Many people have heard of Madeleine L’Engles Newbery award-winning novel A Wrinkle in Time but not as many people know that it is actually the first book of a quartet/quintet. 

(The quartet/quintet debate is due to the fact that the fifth book, An Acceptable Time, has a second generation protagonist–the daughter of one of the protagonists in the first four books who is technically a part of the O’Keefe family, not the Murry family.  Madeleine L’Engle wrote extensively about three fictional families {the Austens, the Murry’s and the O’Keefe’s} and many of her characters cross over into her other books.  In a family tree published in Many Waters, L’Engle divided her major characters into two categories–“chronos”  and “kairos”–two Greek terms for different concepts of time. Rather than taking up the rest of this post trying to explain various arguments over why this series is a quartet or quintet, I will instead refer you to this wikipedia page, which may help dispel any confusion.  However, if you put any stock in my personal opinion, I did not enjoy An Acceptable Time–the story becomes rather tedious–and I do think that leaving it out diminishes the series in any way.)

Time Quartet Box Set

Time Quartet Box Set

The first three books of this series, A Wrinkle in Time, A Wind in The Door, and A Swiftly Tilting Planet remain to this day three of my absolute favorite books.  All three are a unique and brilliant blending of fantasy, science fiction, and spirituality.  For non-Christian parents who may be wary of having their children read a book by a “Christian” author you might be interested to note that Madeleine L’Engle got just as much, if not more, criticism from her Christian critics as she did from those who thought her books were too religious.

…being a bestselling author did not put L’Engle beyond criticism.
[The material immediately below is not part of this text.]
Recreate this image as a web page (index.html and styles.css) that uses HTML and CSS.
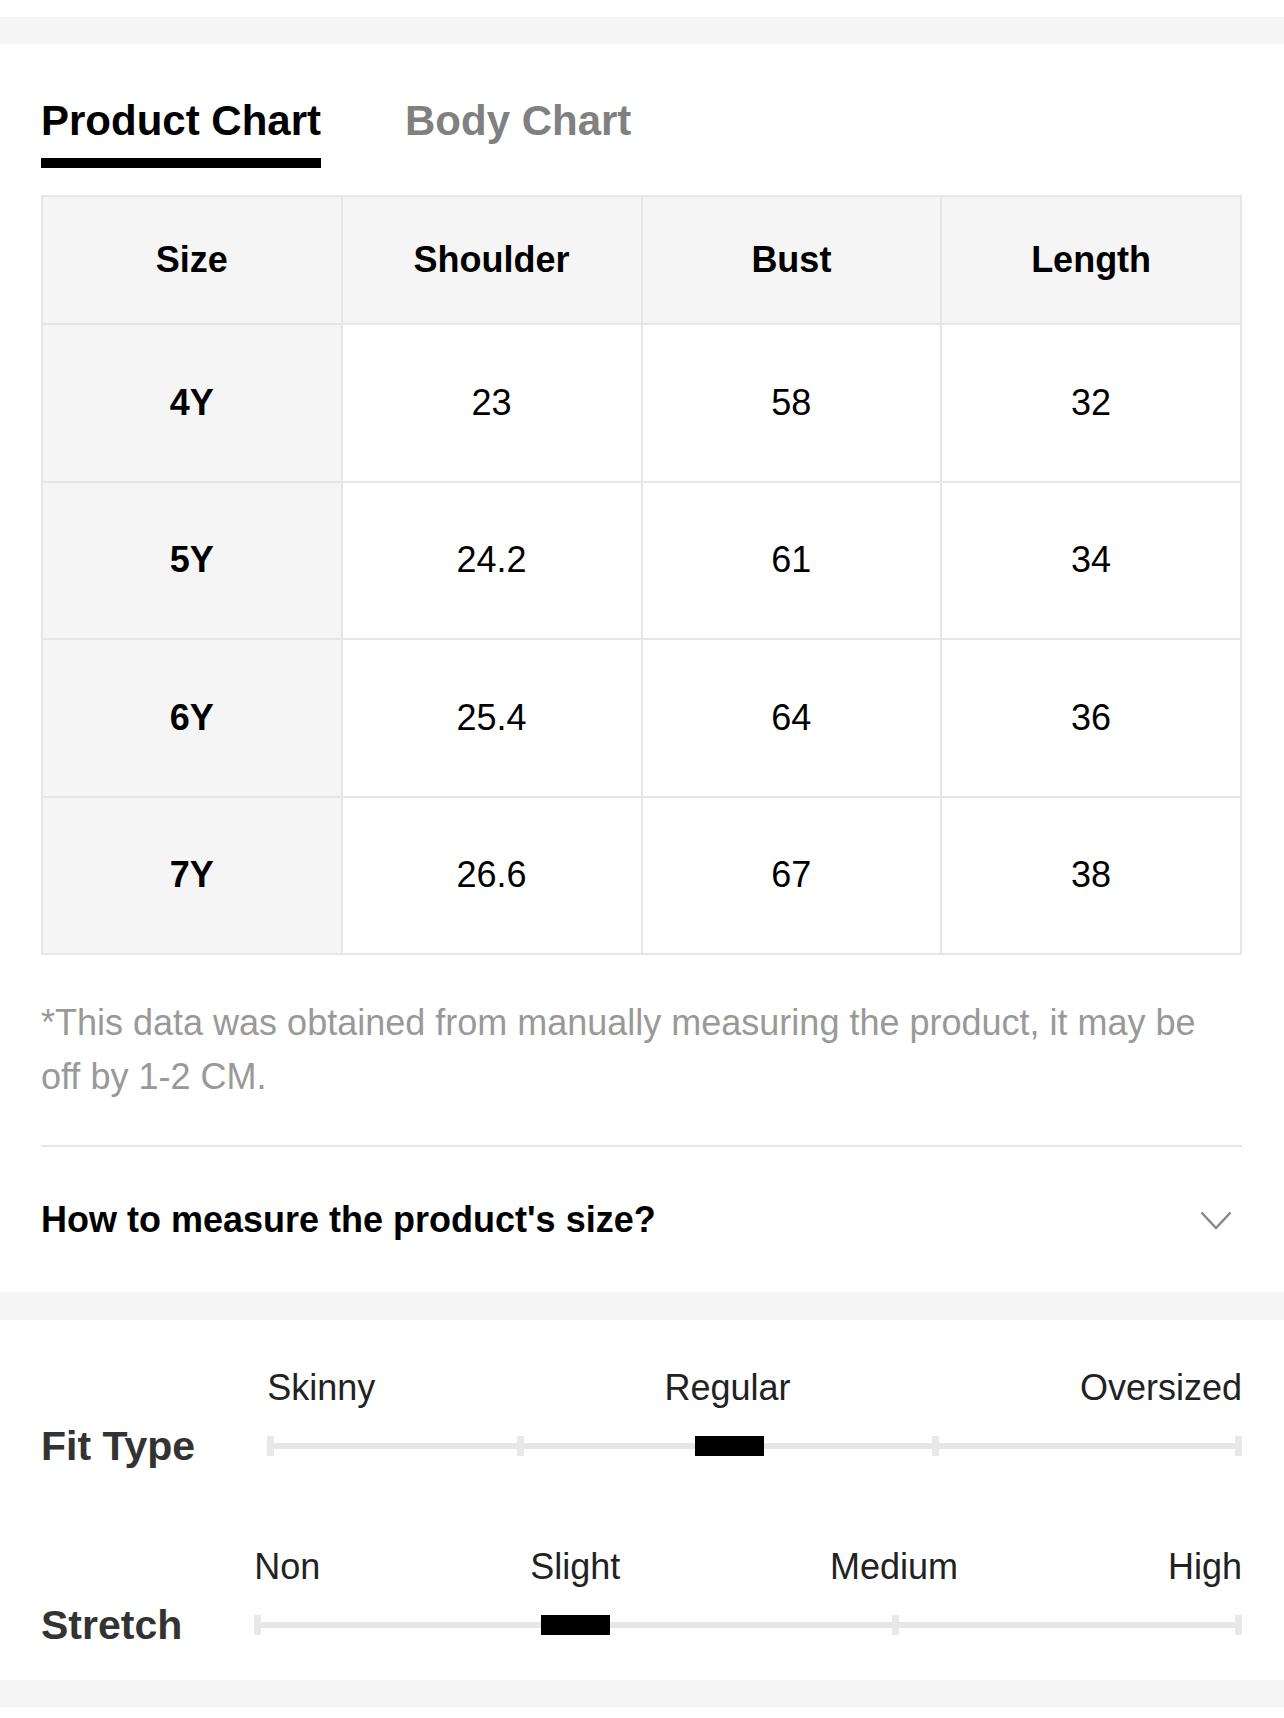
FILE: index.html
```html
<!DOCTYPE html>
<html lang="en">
<head>
<meta charset="utf-8">
<title>Size Chart</title>
<link rel="stylesheet" href="styles.css">
</head>
<body>
<div class="band band-top"></div>
<section class="chart">
  <div class="tabs">
    <div class="tab active">Product Chart</div>
    <div class="tab">Body Chart</div>
  </div>
  <table class="size-table">
    <colgroup><col><col><col><col></colgroup>
    <tr class="head-row"><th>Size</th><th>Shoulder</th><th>Bust</th><th>Length</th></tr>
    <tr class="body-row"><th class="size">4Y</th><td>23</td><td>58</td><td>32</td></tr>
    <tr class="body-row"><th class="size">5Y</th><td>24.2</td><td>61</td><td>34</td></tr>
    <tr class="body-row"><th class="size">6Y</th><td>25.4</td><td>64</td><td>36</td></tr>
    <tr class="body-row"><th class="size">7Y</th><td>26.6</td><td>67</td><td>38</td></tr>
  </table>
  <p class="note">*This data was obtained from manually measuring the product, it may be off by 1-2 CM.</p>
  <div class="accordion">
    <span class="accordion-title">How to measure the product's size?</span>
    <svg class="chevron" width="32" height="19" viewBox="0 0 32 19"><polyline points="1.5,1.5 16,17 30.5,1.5" fill="none" stroke="#888" stroke-width="2.5"/></svg>
  </div>
</section>
<div class="band band-mid"></div>
<section class="fit">
  <div class="fit-row">
    <div class="fit-title">Fit Type</div>
    <div class="scale">
      <div class="labels"><span>Skinny</span><span>Regular</span><span>Oversized</span></div>
      <div class="track">
        <span class="tick" style="left:0%"></span>
        <span class="tick" style="left:25.6%"></span>
        <span class="tick" style="left:68.2%"></span>
        <span class="tick tick-end"></span>
        <span class="marker" style="left:47.4%"></span>
      </div>
    </div>
  </div>
  <div class="fit-row">
    <div class="fit-title">Stretch</div>
    <div class="scale">
      <div class="labels"><span>Non</span><span>Slight</span><span>Medium</span><span>High</span></div>
      <div class="track">
        <span class="tick" style="left:0%"></span>
        <span class="tick" style="left:64.6%"></span>
        <span class="tick tick-end"></span>
        <span class="marker" style="left:32.5%"></span>
      </div>
    </div>
  </div>
</section>
<div class="band band-bottom"></div>
</body>
</html>
```

FILE: styles.css
```css
* { box-sizing: border-box; }
html, body { margin: 0; padding: 0; background: #fff; }
body {
  font-family: "Liberation Sans", Arial, Helvetica, sans-serif;
  color: #000;
  width: 1284px;
}
.band { background: #f5f5f5; }
.band-top { margin-top: 17px; height: 27px; }
.band-mid { height: 28px; }
.band-bottom { height: 27px; }

.chart { padding: 53px 42px 0 41px; }
.tabs { display: flex; gap: 84px; }
.tab {
  font-size: 42px;
  font-weight: 700;
  line-height: 48px;
  color: #808080;
  padding-bottom: 13px;
  border-bottom: 10px solid transparent;
}
.tab.active { color: #000; border-bottom-color: #000; }

.size-table {
  margin-top: 27px;
  width: 100%;
  border-collapse: collapse;
  table-layout: fixed;
  border: 2px solid #e6e6e6;
}
.size-table th, .size-table td {
  border: 2px solid #e6e6e6;
  text-align: center;
  vertical-align: middle;
  font-size: 36px;
  padding: 0;
}
.size-table th { font-weight: 700; background: #f5f5f5; }
.size-table td { font-weight: 400; background: #fff; }
.head-row { height: 128px; }
.body-row { height: 157.5px; }

.note {
  margin: 41px 0 0 0;
  font-size: 36px;
  line-height: 54px;
  color: #999;
}
.accordion {
  margin-top: 41px;
  border-top: 2px solid #e6e6e6;
  height: 147px;
  display: flex;
  align-items: center;
  justify-content: space-between;
}
.accordion-title { font-size: 36px; font-weight: 700; }
.chevron { margin-right: 10px; margin-top: 2px; }

.fit { padding: 47px 42px 45px 41px; }
.fit-row { display: flex; align-items: flex-end; }
.fit-row + .fit-row { margin-top: 90px; }
.fit-title {
  font-size: 41px;
  font-weight: 700;
  line-height: 20px;
  color: #333;
  margin-right: 72px;
  white-space: nowrap;
}
.scale { flex: 1; }
.labels {
  display: flex;
  justify-content: space-between;
  font-size: 36px;
  line-height: 42px;
  color: #222;
}
.track {
  position: relative;
  margin-top: 27px;
  height: 20px;
  background: linear-gradient(#e6e6e6, #e6e6e6) center / 100% 6px no-repeat;
}
.tick {
  position: absolute;
  top: 0;
  width: 7px;
  height: 20px;
  background: #e8e8e8;
}
.tick-end { right: 0; }
.marker {
  position: absolute;
  top: 0;
  width: 69px;
  height: 20px;
  margin-left: -34px;
  background: #000;
}
```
She was attacked for being too religious by the most secular of critics while also being one of the authors most banned from Christian schools and libraries that regarded her brand of religion as deeply suspect. She was also condemned in print with assertions such as: “Madeleine L’Engle teaches universalism in her books and denigrates organized Christianity and promotes an occultist world view”….[but the] children for whom her books were intended have probably rarely worried about L’Engle’s theological views…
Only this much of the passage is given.